5. The Church is raptured before Daniel’s 70th week
Counter: George Eldon Ladd (1911–1982, but echoing pre-Darby historic premillennialists)
“1 Thessalonians 4 is the same coming as Matthew 24; the Church meets Christ on His way down to judge the world.” — The Blessed Hope, p. 87
- Matt 24:29–31 – After the tribulation, the trumpet, the gathering of the elect.
- 2 Thess 2:1–3 – The gathering to Christ comes after the man of sin is revealed.
- 1 Thess 4:16–17 + Rev 20:4 – The same trumpet (1 Cor 15:52) raises the dead at the end.
- John 6:39–40 – Raised on the last day, not 7 years early.
6. A literal 1,000-year Jewish kingdom after the Second Coming
Counter: William Barclay (1907–1978, but citing early Church fathers)
“Revelation 20 is symbolic of the present reign of the martyrs with Christ; the thousand years = the Church age.” — summarized from Letters to the Seven Churches
- Rev 20:4–6 – Souls already reigning with Christ (present tense).
- Eph 2:6 – We already sit with Him in heavenly places.
- Heb 12:22–24 – We have already come to the heavenly Jerusalem.
- Luke 20:35–36 – No marriage in the resurrection → no mortal population in the millennium.
Classic Amillennial View (Augustine, Luther, Calvin):
“The thousand years = the complete period of Christ’s reign from first to second coming.”
7. The Christian’s calling is heavenly only, no earthly dominion
Counter: Abraham Kuyper (1837–1920, but echoing Reformed covenant theology)
“There is not one square inch of creation over which Christ does not cry, ‘Mine!’” — Sphere Sovereignty
- Matt 28:18–20 – All authority given; disciple all nations.
- Ps 2:8 – Christ inherits the nations (quoted Rev 2:26–27 for the Church).
- 1 Cor 15:24–25 – Christ presently reigns until every enemy is under His feet.
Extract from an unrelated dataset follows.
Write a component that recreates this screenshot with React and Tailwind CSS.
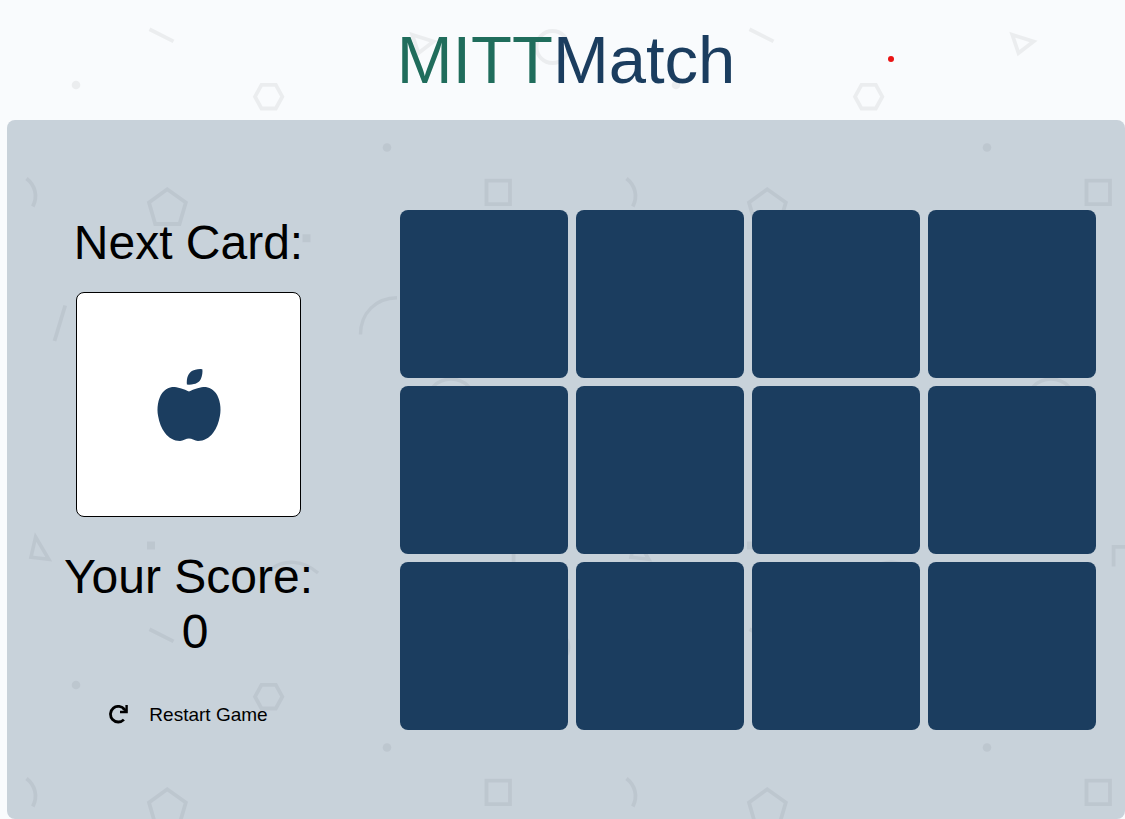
import React, { useState } from "react";
import { FaAppleAlt } from "react-icons/fa";

const CARDS = Array.from({ length: 12 }, (_, i) => i + 1);

function ShapesBackground() {
  return (
    <svg className="absolute inset-0 -z-10 h-full w-full" aria-hidden="true">
      <defs>
        <pattern id="shapes" width="600" height="600" patternUnits="userSpaceOnUse">
          <g fill="none" stroke="#000" strokeWidth="3.8">
            <path d="M149.5 29.2 173.5 41.4" />
            <path d="M261.5 84.9h14.3l6.5 11.8-6.5 11.8h-14.3l-6.5-11.8z" />
            <path d="M26.5 178.5c9 7 11.5 18 6.3 28" />
            <path d="M167.2 189.3 185.8 202.5 179.5 224H155.2L149 202.5z" />
            <path d="M65.2 305.5 54.5 341" />
            <path d="M360.5 334.5C360.5 313 376 298 397 297.8" strokeWidth="3.4" />
            <path d="M486.5 180.7h23.5v23.4h-23.5z" />
            <path d="M412.3 34.8 433.5 41.4 418.5 53z" />
            <circle cx="552.5" cy="47" r="16" />
            <circle cx="451" cy="403.5" r="24.5" strokeWidth="3.4" />
            <path d="M35.6 537 48.8 559.3 31 557.2z" strokeWidth="3.6" />
            <path d="M271 569c14-10 32-9 47 4" strokeWidth="3.4" />
            <path d="M513.6 566.5v-19.7h20" />
          </g>
          <g fill="#000">
            <circle cx="76" cy="85" r="4.3" />
            <circle cx="387" cy="147.5" r="4.3" />
            <path d="M302.5 234.2h8v8h-8zM147 541.5h8v8h-8z" />
          </g>
        </pattern>
      </defs>
      <rect width="100%" height="100%" fill="url(#shapes)" opacity="0.055" />
    </svg>
  );
}

function RestartIcon() {
  return (
    <svg viewBox="0 0 20 20" className="size-5" fill="none" stroke="currentColor" aria-hidden="true">
      <path d="M14.9 14.6A7.8 7.8 0 1 1 15.6 4.6" strokeWidth="2.8" />
      <path d="M17.6 0V7H11" strokeWidth="2.4" />
      <path d="M14 3 17.5 6.5" strokeWidth="2.4" />
    </svg>
  );
}

export default function App() {
  const [score, setScore] = useState(0);

  return (
    <div className="relative isolate flex min-h-screen flex-col bg-[#f9fbfd] pl-[7px] font-['Liberation_Sans',Arial,sans-serif] text-black">
      <ShapesBackground />

      <header className="relative py-[21px] text-center">
        <h1 className="text-[67px] leading-[78px] text-[#1b3d5f]">
          <span className="text-[#206d5c]">MITT</span>Match
        </h1>
        <span className="absolute top-14 right-[231px] size-1.5 rounded-full bg-[#ea1414]" />
      </header>

      <main className="grid flex-1 grid-cols-[363px_1fr] items-start rounded-lg bg-[#1b415f]/22 pt-[90px] pb-[89px]">
        <section className="flex flex-col items-center pt-[5px]">
          <h2 className="text-5xl leading-[55px]">Next Card:</h2>
          <div className="mt-[22px] flex size-[225px] items-center justify-center rounded-lg border border-black bg-white">
            <FaAppleAlt className="size-[72px] text-[#1b3d5f]" />
          </div>
          <p className="mt-8 text-center text-5xl leading-[55px]">
            Your Score:
            <br />
            &nbsp;{score}
          </p>
          <button
            type="button"
            onClick={() => setScore(0)}
            className="mt-[45px] flex items-center gap-5 text-[19px] leading-[22px]"
          >
            <RestartIcon />
            Restart Game
          </button>
        </section>

        <section className="grid grid-cols-4 gap-2 pr-[29px] pl-[30px]">
          {CARDS.map((n) => (
            <button
              key={n}
              type="button"
              aria-label={`Card ${n}`}
              className="aspect-square rounded-lg bg-[#1b3d5f]"
            />
          ))}
        </section>
      </main>
    </div>
  );
}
- Rev 11:15 – “The kingdom of the world has become the kingdom of our Lord.”
The Danger of Theology
Theology is a gift: it organizes the vast terrain of Scripture into maps we can follow. But maps are not the territory, and when we begin to read the Bible through the grid of a system rather than letting the Word reshape the grid, we risk inverting the order of authority. I do not claim to know which end-times view most faithfully reflects the sacred text—whether premillennial, amillennial, or postmillennial.
My aim is simpler and, I pray, safer: to urge every believer to test every doctrine, including the one that shaped modern evangelicalism, against the plain witness of Scripture itself. The danger is not in having a theology; it is in letting theology have us. This post is not a verdict on who is right, but a plea to ask: Are we echoing the precepts of men, or the voice of God?
In the end, the timing of the rapture, the shape of the kingdom, or the fate of a temple will not save us. What matters—what alone matters—is that we know Christ and Him crucified (1 Cor 2:2), and that every doctrine, no matter how cherished, bows the knee to that cross.
Closing Challenge
If dispensationalism is a tradition rather than a biblical mandate, what other assumptions merit scrutiny? And if so many were against it, how did it become so ingrained into American Evangelical culture?
This installment kicks off a journey to rediscover our theological roots and question inherited beliefs with engaging, thought-provoking ideas. The next installment will dive into how Dispensationalism influenced the church as we know it today. Future series will explore how other theological perspectives shaped worldviews, sometimes missing the true spirit of Jesus and our call to love!
**Call to Action**: So let’s bow the knee not just in theory, but in practice — by embracing the messy, mundane, Spirit-led grind of everyday obedience. That’s where theology gets traction, where transformation takes root, and where future faith is forged.